_Task to complete_: In the records that follow, the lines from the one containing "Rebuild this screenshot as a component, using" to the one containing "import React from", inclusive, are to be given again exactly.

Rows from a dataset of pages and code:
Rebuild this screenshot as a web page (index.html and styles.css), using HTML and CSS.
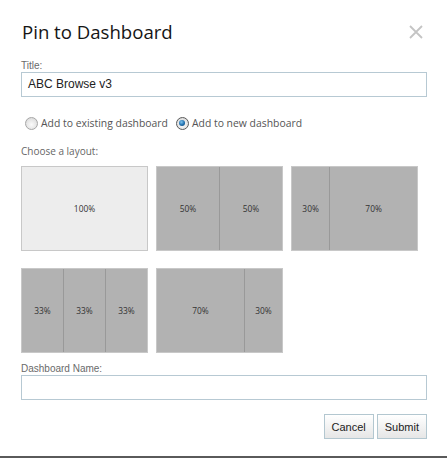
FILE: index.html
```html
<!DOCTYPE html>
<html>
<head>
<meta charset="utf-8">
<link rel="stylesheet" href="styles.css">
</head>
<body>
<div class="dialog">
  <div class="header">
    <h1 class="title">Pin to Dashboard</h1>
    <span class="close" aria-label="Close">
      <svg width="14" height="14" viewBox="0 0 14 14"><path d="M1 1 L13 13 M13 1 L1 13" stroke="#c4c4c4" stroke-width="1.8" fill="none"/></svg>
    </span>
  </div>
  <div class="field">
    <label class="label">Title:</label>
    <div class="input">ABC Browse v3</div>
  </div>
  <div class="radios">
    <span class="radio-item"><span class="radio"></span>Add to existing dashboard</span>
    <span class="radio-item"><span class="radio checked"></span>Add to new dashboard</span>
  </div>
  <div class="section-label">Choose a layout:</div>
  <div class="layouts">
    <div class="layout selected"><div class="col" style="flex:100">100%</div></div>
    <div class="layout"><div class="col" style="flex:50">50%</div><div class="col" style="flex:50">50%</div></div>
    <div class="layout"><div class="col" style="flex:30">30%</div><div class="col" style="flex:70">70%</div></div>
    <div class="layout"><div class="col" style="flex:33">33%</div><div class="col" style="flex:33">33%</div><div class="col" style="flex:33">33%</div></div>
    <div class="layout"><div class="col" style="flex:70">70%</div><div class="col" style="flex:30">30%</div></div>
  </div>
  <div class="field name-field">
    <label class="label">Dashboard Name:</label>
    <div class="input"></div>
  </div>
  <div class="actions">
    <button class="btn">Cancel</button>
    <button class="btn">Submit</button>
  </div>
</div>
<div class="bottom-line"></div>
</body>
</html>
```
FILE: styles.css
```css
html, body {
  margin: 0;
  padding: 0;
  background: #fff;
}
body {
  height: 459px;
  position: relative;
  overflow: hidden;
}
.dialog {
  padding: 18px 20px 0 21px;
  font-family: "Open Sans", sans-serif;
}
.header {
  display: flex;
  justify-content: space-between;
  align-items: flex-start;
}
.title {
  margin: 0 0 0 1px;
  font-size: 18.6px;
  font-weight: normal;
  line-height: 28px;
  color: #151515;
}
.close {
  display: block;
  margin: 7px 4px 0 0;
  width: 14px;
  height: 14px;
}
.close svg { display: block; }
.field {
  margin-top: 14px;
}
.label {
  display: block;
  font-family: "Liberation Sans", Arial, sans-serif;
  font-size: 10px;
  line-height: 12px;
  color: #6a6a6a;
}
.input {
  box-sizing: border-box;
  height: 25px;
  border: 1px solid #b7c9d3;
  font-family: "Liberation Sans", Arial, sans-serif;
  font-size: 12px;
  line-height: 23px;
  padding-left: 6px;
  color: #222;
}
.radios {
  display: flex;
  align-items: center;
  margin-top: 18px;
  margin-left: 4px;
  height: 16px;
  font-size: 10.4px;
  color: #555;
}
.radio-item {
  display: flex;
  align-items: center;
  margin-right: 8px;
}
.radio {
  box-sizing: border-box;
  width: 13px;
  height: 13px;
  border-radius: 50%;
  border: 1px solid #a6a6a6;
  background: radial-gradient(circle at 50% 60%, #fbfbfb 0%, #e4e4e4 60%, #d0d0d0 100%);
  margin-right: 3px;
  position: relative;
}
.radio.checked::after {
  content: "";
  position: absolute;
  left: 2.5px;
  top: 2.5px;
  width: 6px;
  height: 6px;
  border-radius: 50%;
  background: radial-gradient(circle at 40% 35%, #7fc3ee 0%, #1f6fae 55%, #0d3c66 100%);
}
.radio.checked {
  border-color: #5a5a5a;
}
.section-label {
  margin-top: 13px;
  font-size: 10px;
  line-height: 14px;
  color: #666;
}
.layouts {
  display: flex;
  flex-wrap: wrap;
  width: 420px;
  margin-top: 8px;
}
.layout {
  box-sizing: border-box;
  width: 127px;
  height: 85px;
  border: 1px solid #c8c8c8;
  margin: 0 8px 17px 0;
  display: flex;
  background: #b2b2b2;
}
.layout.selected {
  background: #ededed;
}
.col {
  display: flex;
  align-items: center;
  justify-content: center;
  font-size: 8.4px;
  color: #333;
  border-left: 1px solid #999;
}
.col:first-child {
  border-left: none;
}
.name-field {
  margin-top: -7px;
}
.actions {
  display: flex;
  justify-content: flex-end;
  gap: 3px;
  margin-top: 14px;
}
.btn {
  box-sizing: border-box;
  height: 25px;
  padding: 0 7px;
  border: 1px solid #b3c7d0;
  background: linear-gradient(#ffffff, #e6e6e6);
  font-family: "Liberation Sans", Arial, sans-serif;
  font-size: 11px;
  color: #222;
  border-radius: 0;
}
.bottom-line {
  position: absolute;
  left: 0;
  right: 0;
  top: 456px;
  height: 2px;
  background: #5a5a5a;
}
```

* * *

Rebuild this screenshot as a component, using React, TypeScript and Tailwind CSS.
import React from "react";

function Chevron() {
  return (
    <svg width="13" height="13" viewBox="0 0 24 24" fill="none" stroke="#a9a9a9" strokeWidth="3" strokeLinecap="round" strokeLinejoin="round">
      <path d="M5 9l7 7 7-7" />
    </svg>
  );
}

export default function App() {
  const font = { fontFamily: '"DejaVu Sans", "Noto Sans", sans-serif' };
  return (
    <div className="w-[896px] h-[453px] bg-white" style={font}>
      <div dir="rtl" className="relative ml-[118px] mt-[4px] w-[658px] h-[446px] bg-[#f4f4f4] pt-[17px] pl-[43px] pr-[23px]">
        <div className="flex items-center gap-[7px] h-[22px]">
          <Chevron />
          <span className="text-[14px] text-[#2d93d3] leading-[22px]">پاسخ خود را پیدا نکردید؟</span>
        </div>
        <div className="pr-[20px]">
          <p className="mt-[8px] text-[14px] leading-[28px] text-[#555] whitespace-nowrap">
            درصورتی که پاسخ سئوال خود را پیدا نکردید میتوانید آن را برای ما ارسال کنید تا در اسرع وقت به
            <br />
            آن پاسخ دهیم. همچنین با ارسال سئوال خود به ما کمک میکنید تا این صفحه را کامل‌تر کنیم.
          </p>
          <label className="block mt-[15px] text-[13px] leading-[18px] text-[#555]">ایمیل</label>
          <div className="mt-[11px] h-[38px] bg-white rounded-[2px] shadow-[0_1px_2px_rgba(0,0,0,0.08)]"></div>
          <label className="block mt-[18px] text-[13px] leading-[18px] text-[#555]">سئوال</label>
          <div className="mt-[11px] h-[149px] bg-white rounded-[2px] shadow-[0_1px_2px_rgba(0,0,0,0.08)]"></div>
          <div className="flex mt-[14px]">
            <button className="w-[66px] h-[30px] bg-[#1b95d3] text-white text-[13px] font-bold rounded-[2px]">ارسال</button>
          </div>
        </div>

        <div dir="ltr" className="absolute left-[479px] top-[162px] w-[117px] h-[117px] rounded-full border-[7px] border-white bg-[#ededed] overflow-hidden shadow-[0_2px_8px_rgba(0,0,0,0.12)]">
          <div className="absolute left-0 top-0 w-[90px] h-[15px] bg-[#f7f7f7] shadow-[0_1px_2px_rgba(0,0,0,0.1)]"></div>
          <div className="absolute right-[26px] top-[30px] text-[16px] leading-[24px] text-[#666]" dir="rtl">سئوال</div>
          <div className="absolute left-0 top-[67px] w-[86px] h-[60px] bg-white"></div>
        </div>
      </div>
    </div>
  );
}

_Task response_:
Rebuild this screenshot as a component, using React, TypeScript and Tailwind CSS.
import React from "react";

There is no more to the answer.